[SOURCE MATERIAL start]

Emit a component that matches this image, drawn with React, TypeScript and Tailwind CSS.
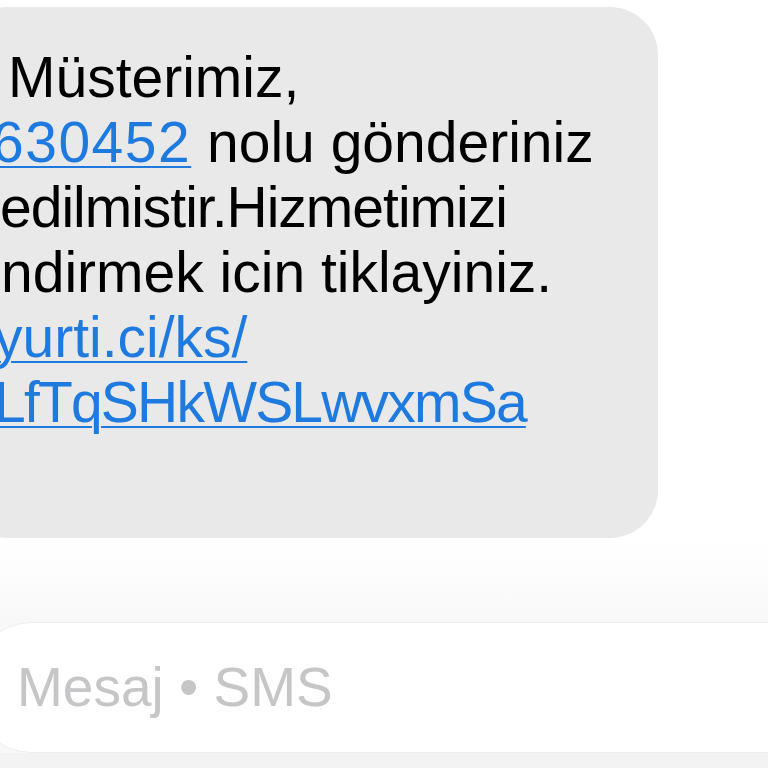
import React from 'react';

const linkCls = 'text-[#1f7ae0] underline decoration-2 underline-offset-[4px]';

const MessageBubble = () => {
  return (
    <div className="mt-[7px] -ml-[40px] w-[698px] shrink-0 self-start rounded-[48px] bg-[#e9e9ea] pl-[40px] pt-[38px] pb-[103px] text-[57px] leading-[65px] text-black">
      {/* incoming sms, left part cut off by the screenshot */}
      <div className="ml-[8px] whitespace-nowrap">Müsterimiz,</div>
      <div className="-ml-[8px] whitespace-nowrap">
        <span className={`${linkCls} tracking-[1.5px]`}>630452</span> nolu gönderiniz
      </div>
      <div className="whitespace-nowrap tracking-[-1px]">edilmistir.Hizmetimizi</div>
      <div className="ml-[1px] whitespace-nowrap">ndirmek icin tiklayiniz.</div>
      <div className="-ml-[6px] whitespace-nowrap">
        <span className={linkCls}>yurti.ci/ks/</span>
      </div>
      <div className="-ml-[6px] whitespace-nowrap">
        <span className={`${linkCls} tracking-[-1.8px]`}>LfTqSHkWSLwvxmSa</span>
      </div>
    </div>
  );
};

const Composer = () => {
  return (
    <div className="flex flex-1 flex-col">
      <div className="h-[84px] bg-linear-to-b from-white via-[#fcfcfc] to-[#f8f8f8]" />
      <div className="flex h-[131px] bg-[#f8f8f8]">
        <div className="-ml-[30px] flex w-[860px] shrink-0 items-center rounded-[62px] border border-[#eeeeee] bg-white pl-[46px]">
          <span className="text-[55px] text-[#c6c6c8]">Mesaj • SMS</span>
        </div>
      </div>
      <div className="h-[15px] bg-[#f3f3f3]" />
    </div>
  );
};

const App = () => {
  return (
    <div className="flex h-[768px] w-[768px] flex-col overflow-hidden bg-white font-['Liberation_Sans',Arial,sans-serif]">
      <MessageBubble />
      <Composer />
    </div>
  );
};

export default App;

[SOURCE MATERIAL end]

● **EXERCISE DIRECTIONS**:
Make an exact copy of the data, leaving its pictures out.

● **ANSWER FOR THIS EXERCISE**:
Emit a component that matches this image, drawn with React, TypeScript and Tailwind CSS.
import React from 'react';

const linkCls = 'text-[#1f7ae0] underline decoration-2 underline-offset-[4px]';

const MessageBubble = () => {
  return (
    <div className="mt-[7px] -ml-[40px] w-[698px] shrink-0 self-start rounded-[48px] bg-[#e9e9ea] pl-[40px] pt-[38px] pb-[103px] text-[57px] leading-[65px] text-black">
      {/* incoming sms, left part cut off by the screenshot */}
      <div className="ml-[8px] whitespace-nowrap">Müsterimiz,</div>
      <div className="-ml-[8px] whitespace-nowrap">
        <span className={`${linkCls} tracking-[1.5px]`}>630452</span> nolu gönderiniz
      </div>
      <div className="whitespace-nowrap tracking-[-1px]">edilmistir.Hizmetimizi</div>
      <div className="ml-[1px] whitespace-nowrap">ndirmek icin tiklayiniz.</div>
      <div className="-ml-[6px] whitespace-nowrap">
        <span className={linkCls}>yurti.ci/ks/</span>
      </div>
      <div className="-ml-[6px] whitespace-nowrap">
        <span className={`${linkCls} tracking-[-1.8px]`}>LfTqSHkWSLwvxmSa</span>
      </div>
    </div>
  );
};

const Composer = () => {
  return (
    <div className="flex flex-1 flex-col">
      <div className="h-[84px] bg-linear-to-b from-white via-[#fcfcfc] to-[#f8f8f8]" />
      <div className="flex h-[131px] bg-[#f8f8f8]">
        <div className="-ml-[30px] flex w-[860px] shrink-0 items-center rounded-[62px] border border-[#eeeeee] bg-white pl-[46px]">
          <span className="text-[55px] text-[#c6c6c8]">Mesaj • SMS</span>
        </div>
      </div>
      <div className="h-[15px] bg-[#f3f3f3]" />
    </div>
  );
};

const App = () => {
  return (
    <div className="flex h-[768px] w-[768px] flex-col overflow-hidden bg-white font-['Liberation_Sans',Arial,sans-serif]">
      <MessageBubble />
      <Composer />
    </div>
  );
};

export default App;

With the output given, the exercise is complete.